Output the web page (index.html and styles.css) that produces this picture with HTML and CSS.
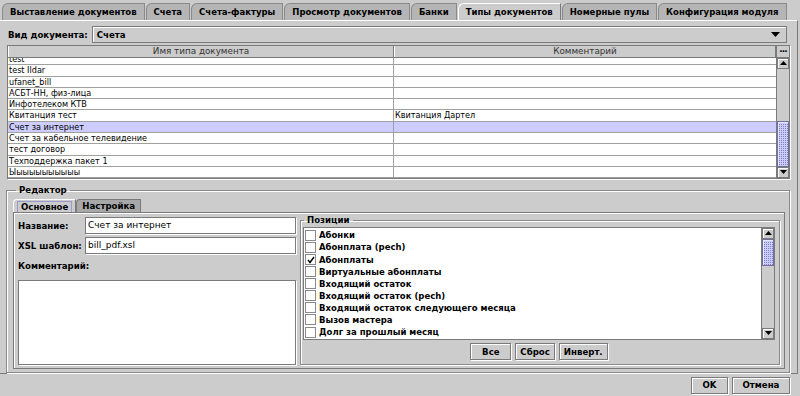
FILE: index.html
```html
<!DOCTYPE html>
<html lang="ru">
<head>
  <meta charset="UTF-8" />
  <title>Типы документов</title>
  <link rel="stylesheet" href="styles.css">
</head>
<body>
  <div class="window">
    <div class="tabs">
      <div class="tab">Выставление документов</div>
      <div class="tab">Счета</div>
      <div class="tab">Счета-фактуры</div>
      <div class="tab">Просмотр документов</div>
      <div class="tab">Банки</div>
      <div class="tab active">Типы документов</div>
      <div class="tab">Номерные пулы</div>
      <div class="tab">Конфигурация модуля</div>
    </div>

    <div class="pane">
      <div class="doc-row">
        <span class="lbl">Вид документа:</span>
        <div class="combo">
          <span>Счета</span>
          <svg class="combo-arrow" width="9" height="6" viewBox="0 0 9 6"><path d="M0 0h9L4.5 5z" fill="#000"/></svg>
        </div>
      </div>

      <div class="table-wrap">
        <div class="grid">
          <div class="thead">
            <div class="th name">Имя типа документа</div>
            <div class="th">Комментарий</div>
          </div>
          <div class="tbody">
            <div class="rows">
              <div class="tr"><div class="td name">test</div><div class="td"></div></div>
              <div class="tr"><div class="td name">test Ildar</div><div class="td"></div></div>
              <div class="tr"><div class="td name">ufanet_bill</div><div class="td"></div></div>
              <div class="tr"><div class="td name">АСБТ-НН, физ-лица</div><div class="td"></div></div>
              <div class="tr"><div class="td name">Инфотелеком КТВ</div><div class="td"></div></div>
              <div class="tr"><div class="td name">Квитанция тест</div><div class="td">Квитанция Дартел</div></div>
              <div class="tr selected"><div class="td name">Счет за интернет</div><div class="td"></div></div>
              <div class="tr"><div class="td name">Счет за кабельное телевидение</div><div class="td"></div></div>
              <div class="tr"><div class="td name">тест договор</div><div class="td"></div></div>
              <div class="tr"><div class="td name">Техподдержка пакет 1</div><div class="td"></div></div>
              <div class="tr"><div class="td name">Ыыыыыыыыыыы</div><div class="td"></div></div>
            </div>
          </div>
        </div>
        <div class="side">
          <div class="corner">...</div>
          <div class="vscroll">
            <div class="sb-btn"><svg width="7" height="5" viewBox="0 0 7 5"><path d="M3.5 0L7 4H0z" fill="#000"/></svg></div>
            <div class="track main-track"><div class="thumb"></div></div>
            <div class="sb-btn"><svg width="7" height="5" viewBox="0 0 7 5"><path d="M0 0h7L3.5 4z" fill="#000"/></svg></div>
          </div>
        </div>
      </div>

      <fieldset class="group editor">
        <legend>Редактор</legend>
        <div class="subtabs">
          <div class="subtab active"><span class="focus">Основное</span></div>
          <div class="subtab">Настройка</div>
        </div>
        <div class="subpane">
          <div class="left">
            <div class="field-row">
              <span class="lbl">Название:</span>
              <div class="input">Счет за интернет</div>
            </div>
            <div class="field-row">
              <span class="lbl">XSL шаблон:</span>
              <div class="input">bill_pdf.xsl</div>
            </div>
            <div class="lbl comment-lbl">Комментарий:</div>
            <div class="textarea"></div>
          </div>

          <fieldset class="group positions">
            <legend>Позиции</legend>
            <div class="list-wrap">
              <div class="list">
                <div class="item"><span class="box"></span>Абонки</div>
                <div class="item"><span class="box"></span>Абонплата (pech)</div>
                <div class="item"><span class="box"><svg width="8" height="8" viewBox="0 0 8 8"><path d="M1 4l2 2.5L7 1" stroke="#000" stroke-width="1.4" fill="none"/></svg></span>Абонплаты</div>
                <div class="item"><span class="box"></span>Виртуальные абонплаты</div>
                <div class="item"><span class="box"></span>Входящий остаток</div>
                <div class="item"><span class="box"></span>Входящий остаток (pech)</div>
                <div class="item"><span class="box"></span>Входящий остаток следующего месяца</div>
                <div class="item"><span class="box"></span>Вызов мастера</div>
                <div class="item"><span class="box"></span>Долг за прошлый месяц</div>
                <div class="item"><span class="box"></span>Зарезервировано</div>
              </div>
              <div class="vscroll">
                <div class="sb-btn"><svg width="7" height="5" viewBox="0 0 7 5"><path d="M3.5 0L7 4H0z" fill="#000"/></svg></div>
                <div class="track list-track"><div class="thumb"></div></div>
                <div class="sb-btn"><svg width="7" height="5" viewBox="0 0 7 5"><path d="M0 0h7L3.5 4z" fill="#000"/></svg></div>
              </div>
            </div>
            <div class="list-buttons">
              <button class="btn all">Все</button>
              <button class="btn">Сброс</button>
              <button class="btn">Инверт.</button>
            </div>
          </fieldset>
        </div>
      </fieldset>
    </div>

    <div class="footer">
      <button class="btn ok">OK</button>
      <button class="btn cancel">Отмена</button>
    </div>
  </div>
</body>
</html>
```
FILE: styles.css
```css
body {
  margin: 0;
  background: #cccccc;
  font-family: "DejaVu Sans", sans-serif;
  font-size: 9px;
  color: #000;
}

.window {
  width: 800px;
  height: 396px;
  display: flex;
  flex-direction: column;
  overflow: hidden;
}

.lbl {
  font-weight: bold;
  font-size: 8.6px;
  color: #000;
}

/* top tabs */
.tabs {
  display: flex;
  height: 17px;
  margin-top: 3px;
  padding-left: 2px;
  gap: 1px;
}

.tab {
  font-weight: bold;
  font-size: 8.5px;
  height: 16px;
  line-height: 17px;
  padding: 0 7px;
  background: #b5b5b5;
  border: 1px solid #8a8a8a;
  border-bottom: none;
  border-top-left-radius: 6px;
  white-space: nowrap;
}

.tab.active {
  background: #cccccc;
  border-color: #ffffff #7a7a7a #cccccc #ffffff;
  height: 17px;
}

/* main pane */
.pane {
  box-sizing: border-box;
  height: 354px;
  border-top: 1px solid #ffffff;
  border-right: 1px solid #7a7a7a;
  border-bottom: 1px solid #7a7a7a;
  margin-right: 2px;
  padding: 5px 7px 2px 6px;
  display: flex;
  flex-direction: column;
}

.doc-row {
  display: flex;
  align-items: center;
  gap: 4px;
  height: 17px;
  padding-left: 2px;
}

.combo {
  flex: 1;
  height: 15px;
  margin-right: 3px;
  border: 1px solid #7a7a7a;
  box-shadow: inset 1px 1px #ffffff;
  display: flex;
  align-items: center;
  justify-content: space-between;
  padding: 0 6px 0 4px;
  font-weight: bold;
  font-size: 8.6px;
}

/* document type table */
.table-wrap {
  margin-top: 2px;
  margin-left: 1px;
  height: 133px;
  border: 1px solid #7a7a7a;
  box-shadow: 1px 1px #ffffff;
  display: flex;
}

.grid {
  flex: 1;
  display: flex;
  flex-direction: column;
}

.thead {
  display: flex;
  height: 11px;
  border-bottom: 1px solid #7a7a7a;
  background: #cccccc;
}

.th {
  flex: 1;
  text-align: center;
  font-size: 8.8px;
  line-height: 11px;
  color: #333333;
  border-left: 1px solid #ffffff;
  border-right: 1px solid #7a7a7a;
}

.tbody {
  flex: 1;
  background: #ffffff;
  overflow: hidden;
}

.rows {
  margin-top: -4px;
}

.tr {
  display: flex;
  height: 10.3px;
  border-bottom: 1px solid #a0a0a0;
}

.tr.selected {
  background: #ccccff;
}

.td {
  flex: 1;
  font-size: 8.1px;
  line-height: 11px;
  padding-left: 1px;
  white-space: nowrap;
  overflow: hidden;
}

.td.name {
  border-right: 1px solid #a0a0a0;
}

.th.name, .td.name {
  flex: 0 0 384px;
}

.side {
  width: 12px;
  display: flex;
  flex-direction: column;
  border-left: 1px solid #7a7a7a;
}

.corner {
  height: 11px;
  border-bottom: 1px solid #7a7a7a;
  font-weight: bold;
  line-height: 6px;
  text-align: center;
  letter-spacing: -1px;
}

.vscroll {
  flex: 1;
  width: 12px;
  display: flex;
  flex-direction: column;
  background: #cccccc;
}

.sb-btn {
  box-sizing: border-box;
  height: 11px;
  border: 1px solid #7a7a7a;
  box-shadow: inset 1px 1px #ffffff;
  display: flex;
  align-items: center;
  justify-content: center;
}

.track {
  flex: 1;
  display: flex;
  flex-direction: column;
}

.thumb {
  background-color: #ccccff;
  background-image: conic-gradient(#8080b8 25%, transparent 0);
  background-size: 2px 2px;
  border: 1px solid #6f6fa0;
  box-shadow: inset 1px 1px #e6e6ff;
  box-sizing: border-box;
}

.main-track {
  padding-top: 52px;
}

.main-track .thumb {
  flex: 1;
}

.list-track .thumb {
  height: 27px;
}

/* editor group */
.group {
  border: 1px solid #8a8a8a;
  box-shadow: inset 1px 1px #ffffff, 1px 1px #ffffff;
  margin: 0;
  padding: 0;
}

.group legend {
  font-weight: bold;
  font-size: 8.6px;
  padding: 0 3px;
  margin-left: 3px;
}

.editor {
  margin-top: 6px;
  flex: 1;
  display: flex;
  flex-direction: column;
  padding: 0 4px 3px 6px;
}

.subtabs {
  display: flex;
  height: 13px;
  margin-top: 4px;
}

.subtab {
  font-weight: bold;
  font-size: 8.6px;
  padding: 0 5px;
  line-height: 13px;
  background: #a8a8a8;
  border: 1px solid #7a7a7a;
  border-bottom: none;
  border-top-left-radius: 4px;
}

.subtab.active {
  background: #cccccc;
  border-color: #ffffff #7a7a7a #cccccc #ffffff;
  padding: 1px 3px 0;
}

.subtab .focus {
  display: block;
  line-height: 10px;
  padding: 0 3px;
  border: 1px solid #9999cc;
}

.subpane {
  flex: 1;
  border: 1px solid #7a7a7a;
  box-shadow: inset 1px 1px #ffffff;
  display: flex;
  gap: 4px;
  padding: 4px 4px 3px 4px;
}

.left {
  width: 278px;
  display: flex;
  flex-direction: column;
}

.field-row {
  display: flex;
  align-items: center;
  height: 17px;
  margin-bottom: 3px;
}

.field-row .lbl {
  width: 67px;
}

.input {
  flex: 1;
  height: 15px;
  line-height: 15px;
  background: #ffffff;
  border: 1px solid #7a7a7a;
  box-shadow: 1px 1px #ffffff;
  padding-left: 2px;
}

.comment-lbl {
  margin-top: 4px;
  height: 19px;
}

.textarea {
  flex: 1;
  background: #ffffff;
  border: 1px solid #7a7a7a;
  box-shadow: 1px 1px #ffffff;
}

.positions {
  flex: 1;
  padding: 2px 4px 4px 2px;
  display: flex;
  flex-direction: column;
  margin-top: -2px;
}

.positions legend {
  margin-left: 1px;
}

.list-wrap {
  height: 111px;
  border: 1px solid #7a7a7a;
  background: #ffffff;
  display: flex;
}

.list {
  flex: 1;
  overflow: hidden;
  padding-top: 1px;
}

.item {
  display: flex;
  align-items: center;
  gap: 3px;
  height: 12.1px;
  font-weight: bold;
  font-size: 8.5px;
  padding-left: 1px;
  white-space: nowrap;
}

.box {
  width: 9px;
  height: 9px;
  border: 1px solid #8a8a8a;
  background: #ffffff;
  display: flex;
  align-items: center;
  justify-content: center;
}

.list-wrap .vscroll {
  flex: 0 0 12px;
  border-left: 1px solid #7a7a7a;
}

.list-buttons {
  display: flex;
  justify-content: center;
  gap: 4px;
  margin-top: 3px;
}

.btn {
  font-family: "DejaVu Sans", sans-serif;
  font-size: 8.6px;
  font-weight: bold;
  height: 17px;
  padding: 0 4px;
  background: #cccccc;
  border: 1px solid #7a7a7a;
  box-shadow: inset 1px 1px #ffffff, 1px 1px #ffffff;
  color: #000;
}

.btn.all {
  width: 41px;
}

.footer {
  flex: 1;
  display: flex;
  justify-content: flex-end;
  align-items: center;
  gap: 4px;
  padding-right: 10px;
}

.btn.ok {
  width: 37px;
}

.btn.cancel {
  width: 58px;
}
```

• • • • • • •

**Challenge**
From the listing above, return each line with the word "index".

**Solution to the exercise**
Output the web page (index.html and styles.css) that produces this picture with HTML and CSS.
FILE: index.html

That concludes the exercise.